6. RE-ASSESSING COMPOSTING HABITS AND GEAR.

It takes discipline to make sure the compost bucket doesn’t become a catchall for food scraps with which you don’t feel like dealing. In a green kitchen, composting is the last resort, not a first step, in diverting usable food from the waste stream. Resetting habits to make sure nothing goes into the bucket unless the culinary life has been sucked out of it when you turn the clocks ahead will help prep for the onslaught of fruits and vegetables coming your way. And giving your countertop compost bucket a good scrub with a baking soda and water paste will help neutralize any odors that may have accumulated in there over the winter.

7. SMELLING THE FLOURS.

Locally milled whole grain flours have more oils in them than bleached all-purpose ones do and therefore can go rancid. If they are stored in an airtight container in a cool, dark place, they will keep for months. But like any food, flours can go bad and will have a sharp smell and sour taste. While safe to handle, they will make anything you bake with them taste horrible. If you’ve got kids, make playdough (but don’t let them ingest it.) If you’re crafty, use it to make paper maché. If you’ve got a garden, dust your plants with it to deter grasshoppers and other leaf chewing insects. If you’ve got a compost pile, mix it in well, as just adding it on in one big layer will affect necessary air flow.
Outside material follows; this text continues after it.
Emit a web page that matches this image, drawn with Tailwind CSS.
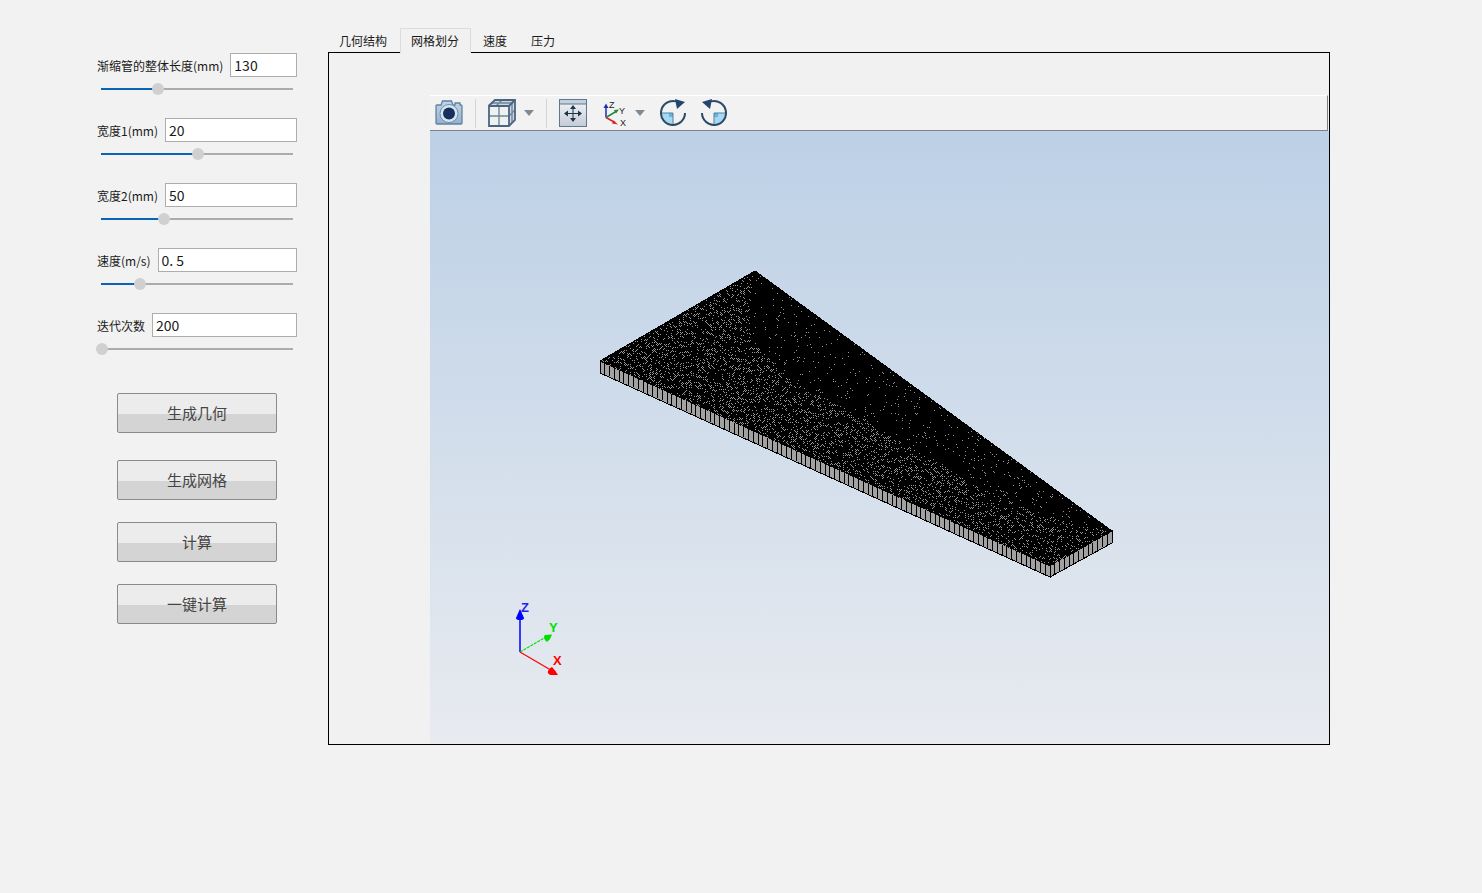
<!DOCTYPE html>
<html lang="en">
<head>
  <meta charset="UTF-8" />
  <title>渐缩管</title>
  <script src="https://cdn.jsdelivr.net/npm/@tailwindcss/browser@4"></script>
</head>
<body class="bg-[#f2f2f2] text-[#1a1a1a] text-[12px] font-['Noto_Sans_CJK_SC','Liberation_Sans',sans-serif]">
<div class="w-[1482px] h-[893px] overflow-hidden flex">

  <!-- Left form -->
  <div class="w-[328px] pl-[97px] pt-[53px] shrink-0">
    <div class="w-[200px] h-[65px]">
      <div class="flex items-center h-[24px] gap-[7px]">
        <span class="whitespace-nowrap pt-[1px]">渐缩管的整体长度(mm)</span>
        <input value="130" class="min-w-0 flex-1 h-[24px] bg-white border border-[#adadad] px-[3px] text-[14px] outline-none" />
      </div>
      <div class="relative mt-[11px] ml-[4px] w-[192px] h-[2px] bg-[#acacac]">
        <div class="h-[2px] w-[57px] bg-[#0a64b4]"></div>
        <div class="absolute left-[51px] top-[-5px] w-[12px] h-[12px] rounded-full bg-[#d0d0d0]"></div>
      </div>
    </div>
    <div class="w-[200px] h-[65px]">
      <div class="flex items-center h-[24px] gap-[7px]">
        <span class="whitespace-nowrap pt-[1px]">宽度1(mm)</span>
        <input value="20" class="min-w-0 flex-1 h-[24px] bg-white border border-[#adadad] px-[3px] text-[14px] outline-none" />
      </div>
      <div class="relative mt-[11px] ml-[4px] w-[192px] h-[2px] bg-[#acacac]">
        <div class="h-[2px] w-[97px] bg-[#0a64b4]"></div>
        <div class="absolute left-[91px] top-[-5px] w-[12px] h-[12px] rounded-full bg-[#d0d0d0]"></div>
      </div>
    </div>
    <div class="w-[200px] h-[65px]">
      <div class="flex items-center h-[24px] gap-[7px]">
        <span class="whitespace-nowrap pt-[1px]">宽度2(mm)</span>
        <input value="50" class="min-w-0 flex-1 h-[24px] bg-white border border-[#adadad] px-[3px] text-[14px] outline-none" />
      </div>
      <div class="relative mt-[11px] ml-[4px] w-[192px] h-[2px] bg-[#acacac]">
        <div class="h-[2px] w-[63px] bg-[#0a64b4]"></div>
        <div class="absolute left-[57px] top-[-5px] w-[12px] h-[12px] rounded-full bg-[#d0d0d0]"></div>
      </div>
    </div>
    <div class="w-[200px] h-[65px]">
      <div class="flex items-center h-[24px] gap-[7px]">
        <span class="whitespace-nowrap pt-[1px]">速度(m/s)</span>
        <input value="0. 5" class="min-w-0 flex-1 h-[24px] bg-white border border-[#adadad] px-[3px] text-[14px] outline-none" />
      </div>
      <div class="relative mt-[11px] ml-[4px] w-[192px] h-[2px] bg-[#acacac]">
        <div class="h-[2px] w-[39px] bg-[#0a64b4]"></div>
        <div class="absolute left-[33px] top-[-5px] w-[12px] h-[12px] rounded-full bg-[#d0d0d0]"></div>
      </div>
    </div>
    <div class="w-[200px] h-[80px]">
      <div class="flex items-center h-[24px] gap-[7px]">
        <span class="whitespace-nowrap pt-[1px]">迭代次数</span>
        <input value="200" class="min-w-0 flex-1 h-[24px] bg-white border border-[#adadad] px-[3px] text-[14px] outline-none" />
      </div>
      <div class="relative mt-[11px] ml-[4px] w-[192px] h-[2px] bg-[#acacac]">
        <div class="absolute left-[-5px] top-[-5px] w-[12px] h-[12px] rounded-full bg-[#d0d0d0]"></div>
      </div>
    </div>

    <div class="ml-[20px] w-[160px] text-[15px] text-[#444]">
      <button class="block w-full h-[40px] border border-[#8a8a8a] rounded-[2px] bg-[linear-gradient(#ececec_20px,#d4d4d4_20px)]">生成几何</button>
      <button class="block w-full h-[40px] mt-[27px] border border-[#8a8a8a] rounded-[2px] bg-[linear-gradient(#ececec_20px,#d4d4d4_20px)]">生成网格</button>
      <button class="block w-full h-[40px] mt-[22px] border border-[#8a8a8a] rounded-[2px] bg-[linear-gradient(#ececec_20px,#d4d4d4_20px)]">计算</button>
      <button class="block w-full h-[40px] mt-[22px] border border-[#8a8a8a] rounded-[2px] bg-[linear-gradient(#ececec_20px,#d4d4d4_20px)]">一键计算</button>
    </div>
  </div>

  <!-- Tabs and viewer -->
  <div class="w-[1002px] pt-[28px] shrink-0">
    <div class="flex h-[25px] items-end relative z-10">
      <div class="pl-[11px] pr-[12px] h-[24px] leading-[24px]">几何结构</div>
      <div class="px-[10px] h-[25px] leading-[24px] border border-b-0 border-[#dcdcdc] bg-[#f1f1f1] w-[71px] ml-[1px]">网格划分</div>
      <div class="px-[12px] h-[24px] leading-[24px]">速度</div>
      <div class="px-[12px] h-[24px] leading-[24px]">压力</div>
    </div>
    <div class="h-[693px] -mt-[1px] border border-black bg-[#f1f1f1] pl-[101px] pt-[42px]">
      <!-- Toolbar -->
      <div class="h-[36px] w-[898px] bg-[#f2f2f2] border-t border-white border-b border-b-[#808080] border-r border-r-[#808080] flex items-center">
        <!-- camera -->
        <svg class="ml-[5px]" width="28" height="28" viewBox="0 0 28 28">
          <defs><linearGradient id="cam" x1="0" y1="0" x2="0" y2="1"><stop offset="0" stop-color="#c5d6e6"/><stop offset="1" stop-color="#93b0cc"/></linearGradient></defs>
          <path d="M1.500 6H6L7.500 2h9L18 6h2V4h5v2h1a1 1 0 0 1 1 1v17a1 1 0 0 1-1 1H2a1 1 0 0 1-1-1V7a1 1 0 0 1 .5-1z" fill="url(#cam)" stroke="#5f82a4" stroke-width="1.300"/>
          <circle cx="14" cy="14.500" r="9" fill="#d8e5f0" stroke="#6f90b0"/>
          <circle cx="14" cy="14.500" r="6" fill="#17315e"/>
        </svg>
        <div class="ml-[12px] w-[1px] h-[29px] bg-[#d4d4d4]"></div>
        <!-- cube -->
        <svg class="ml-[12px]" width="28" height="28" viewBox="0 0 28 28">
          <path d="M1 6.500 7 1h20v20l-6 6H1z" fill="#cfd6dd"/>
          <path d="M1 7h20v20H1z" fill="#eef0f2"/>
          <path d="M11 7v20M1 17h20M8 7l6-6M21 17l6-6M4 4h20M24 4v20" fill="none" stroke="#6f879c" stroke-width="1.400"/>
          <path d="M1 6.500 7 1h20v20l-6 6H1zM1 7h20v20M21 7l6-6" fill="none" stroke="#4a6580" stroke-width="1.800"/>
        </svg>
        <svg class="ml-[8px]" width="10" height="6" viewBox="0 0 10 6"><path d="M0 0h10L5 6z" fill="#808a94"/></svg>
        <div class="ml-[12px] w-[1px] h-[29px] bg-[#d4d4d4]"></div>
        <!-- fit -->
        <svg class="ml-[12px]" width="28" height="28" viewBox="0 0 28 28">
          <defs><linearGradient id="fit" x1="0" y1="0" x2="0" y2="1"><stop offset="0" stop-color="#f5f6f8"/><stop offset="1" stop-color="#c3cbd6"/></linearGradient></defs>
          <rect x=".5" y=".5" width="27" height="27" fill="url(#fit)" stroke="#5f7890"/>
          <rect x="1" y="1" width="26" height="4" fill="#c4d0dc"/>
          <path d="M1 5h26" stroke="#5f7890"/>
          <path d="M14 8v12M7 14.500h14" stroke="#1f3347" stroke-width="1"/>
          <path d="M14 6l-3 4h6zM14 23l-3-4h6zM5 14.500l4-3v6zM23 14.500l-4-3v6z" fill="#1f3347"/>
        </svg>
        <!-- axes -->
        <svg class="ml-[15px]" width="27" height="28" viewBox="0 0 27 28">
          <path d="M4 18.500V8" stroke="#1b2fb5" stroke-width="1.500"/><path d="M4 4.500 1.500 9h5z" fill="#1b2fb5"/>
          <path d="M4 18.500l10-6" stroke="#1f8a3d" stroke-width="1.500"/><path d="M17 10.500l-5 .5 2 3.500z" fill="#1f8a3d"/>
          <path d="M4 18.500l9 5" stroke="#d8232a" stroke-width="1.500"/><path d="M16 25.500l-4.500-4-1.500 3z" fill="#d8232a"/>
          <text x="7" y="9" font-family="Liberation Sans" font-size="9" fill="#222">Z</text>
          <text x="17" y="15" font-family="Liberation Sans" font-size="9" fill="#222">Y</text>
          <text x="18" y="27" font-family="Liberation Sans" font-size="9" fill="#222">X</text>
        </svg>
        <svg class="ml-[6px]" width="10" height="6" viewBox="0 0 10 6"><path d="M0 0h10L5 6z" fill="#808a94"/></svg>
        <!-- rotate -->
        <svg class="ml-[15px]" width="26" height="28" viewBox="0 0 26 28">
          <path d="M13 14V26A12 12 0 0 1 1.500 14z" fill="#a5d9f2"/>
          <rect x="9" y="14" width="4" height="4" fill="#5db7e3"/>
          <path d="M1.500 14H13v12" fill="none" stroke="#5a7c9a"/>
          <path d="M16 2.400A12 12 0 1 0 25 14" fill="none" stroke="#2b4a68" stroke-width="2"/>
          <path d="M15 0 25 3l-8 7z" fill="#23456b"/>
        </svg>
        <svg class="ml-[15px]" width="26" height="28" viewBox="0 0 26 28">
          <path d="M13 14V26A12 12 0 0 0 24.500 14z" fill="#a5d9f2"/>
          <rect x="13" y="14" width="4" height="4" fill="#5db7e3"/>
          <path d="M24.500 14H13v12" fill="none" stroke="#5a7c9a"/>
          <path d="M10 2.400A12 12 0 1 1 1 14" fill="none" stroke="#2b4a68" stroke-width="2"/>
          <path d="M11 0 1 3l8 7z" fill="#23456b"/>
        </svg>
      </div>
      <!-- 3D view -->
      <svg id="view" class="block" width="899" height="613" viewBox="430 131 899 613">
        <defs>
          <linearGradient id="bg" x1="0" y1="0" x2="0" y2="1">
            <stop offset="0" stop-color="#bcd0e6"/>
            <stop offset="1" stop-color="#e8ebf0"/>
          </linearGradient>
        </defs>
        <rect x="430" y="131" width="899" height="613" fill="url(#bg)"/>
        <polygon points="600,361 600,373 1050,577 1050,566" fill="#a2a2a2" stroke="#000" shape-rendering="crispEdges"/>
        <polygon points="1050,566 1050,577 1112,543 1112,531" fill="#a2a2a2" stroke="#000" shape-rendering="crispEdges"/>
        <path id="side" fill="none" stroke="#000" shape-rendering="crispEdges"/>
        <polygon points="600,361 755,271 1112,531 1050,566" fill="#000" stroke="#000" shape-rendering="crispEdges"/>
        <path id="mesh" fill="none" stroke="#969696" shape-rendering="crispEdges"/>

        <!-- triad -->
        <path d="M520 652V618" stroke="#0000ff" stroke-width="1.500"/>
        <path d="M520 609q1 2 4 9q0 2-4 2t-4-2q3-7 4-9z" fill="#0000ff"/>
        <path d="M520 652l26-15" stroke="#00e000" stroke-width="1.200" stroke-dasharray="3 1"/>
        <path d="M552 634.500l-7 .5q-2 2 0 5t3 1q2-1 4-6.500z" fill="#00e000"/>
        <path d="M520 652l29 17" stroke="#ff0000" stroke-width="1.200"/>
        <path d="M558 675h-7q-4-1-3-4t4-4q3 3 6 8z" fill="#ff0000"/>
        <text x="521" y="612" font-family="Liberation Sans" font-size="13" font-weight="700" fill="#2222ee">Z</text>
        <text x="549" y="632" font-family="Liberation Sans" font-size="13" font-weight="700" fill="#00e000">Y</text>
        <text x="553" y="665" font-family="Liberation Sans" font-size="13" font-weight="700" fill="#ff0000">X</text>
      </svg>
    </div>
  </div>
</div>

<script>
  // top face dots
  const quad = [[600, 361], [755, 271], [1112, 531], [1050, 566]];
  const edge = [[750, 340], [787, 377], [853, 413], [920, 453], [985, 490], [1047, 517], [1112, 531]];

  function inside(x, y) {
    for (let i = 0; i < 4; i++) {
      const a = quad[i], b = quad[(i + 1) % 4];
      if ((b[0] - a[0]) * (y - a[1]) - (b[1] - a[1]) * (x - a[0]) < 1) return false;
    }
    return true;
  }

  function edgeY(x) {
    for (let i = 0; i < edge.length - 1; i++) {
      const a = edge[i], b = edge[i + 1];
      if (x <= b[0]) return a[1] + (b[1] - a[1]) * (x - a[0]) / (b[0] - a[0]);
    }
    return 531;
  }

  let seed = 12345;
  function rnd() {
    seed = (Math.imul(seed, 1664525) + 1013904223) >>> 0;
    return (seed >>> 8) / 16777216;
  }

  let dots = '';
  for (let y = 271; y < 567; y++) {
    for (let x = 600; x < 1113; x++) {
      const r = rnd();
      if ((x + y) % 2 || !inside(x, y)) continue;
      let p;
      if (x > 750 && y < edgeY(x)) {
        p = 0.045;
      } else {
        // scalloped bands running along the long edge
        const w = Math.sin((y - 0.46 * x + 8 * Math.sin(x / 12)) / 1.6);
        p = (0.42 - (x - 600) * 0.0002) * (0.65 + 0.35 * w);
      }
      if (r < p) dots += `M${x} ${y}.5h1`;
    }
  }
  document.getElementById('mesh').setAttribute('d', dots);

  // side faces
  let e = '';
  for (let i = 0; i <= 94; i++) {
    const x = 600 + 450 * i / 94, y = 361 + 205 * i / 94;
    e += `M${x.toFixed(1)} ${y.toFixed(1)}v11`;
  }
  for (let i = 0; i <= 13; i++) {
    const x = 1050 + 62 * i / 13, y = 566 - 35 * i / 13;
    e += `M${x.toFixed(1)} ${y.toFixed(1)}v11`;
  }
  document.getElementById('side').setAttribute('d', e);
</script>
</body>
</html>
8. MAKING WAY FOR CSA BOUNTY.

They are coming, folks. Boxes — well, reusable bags more likely — full of produce. Be ready with countertop bowls to store fruits that like room temperature in full view so it all gets eaten. Air out baskets destined to hold an abundance of root vegetables. Stock up on white flour sack towels that extend the fridge life of herbs and leafy greens until you can eat them all.

9. CLEANING THE GRILL.

A clean grill is an efficient, greener one. Evict any nesting critters and clear out the cobwebs or debris from all corners of the grill. Empty and clean the grease trap and replace the drip pan if necessary. If you’ve got a gas grill, inspect the hoses which should not be crimped or brittle and the tank which should not be bulging or rusting. To clean the grates, warm the grill first. Use a wire brush and elbow grease to get the grilled-on bits off the grates, wash them in warm soapy water, and air dry before putting them back onto the grill.

10. ROTATING COOKBOOKS.

Everyone gets in a recipe rut. Take a rainy March afternoon to leaf through your cookbooks for inspiration on how to prepare all of the bounty that’s coming your way. Move the books that inspire you most to the most prominent shelf in the case. Keep a running list of recipe names, book titles, and page numbers posted on the bulletin board to remind you where to find them easily.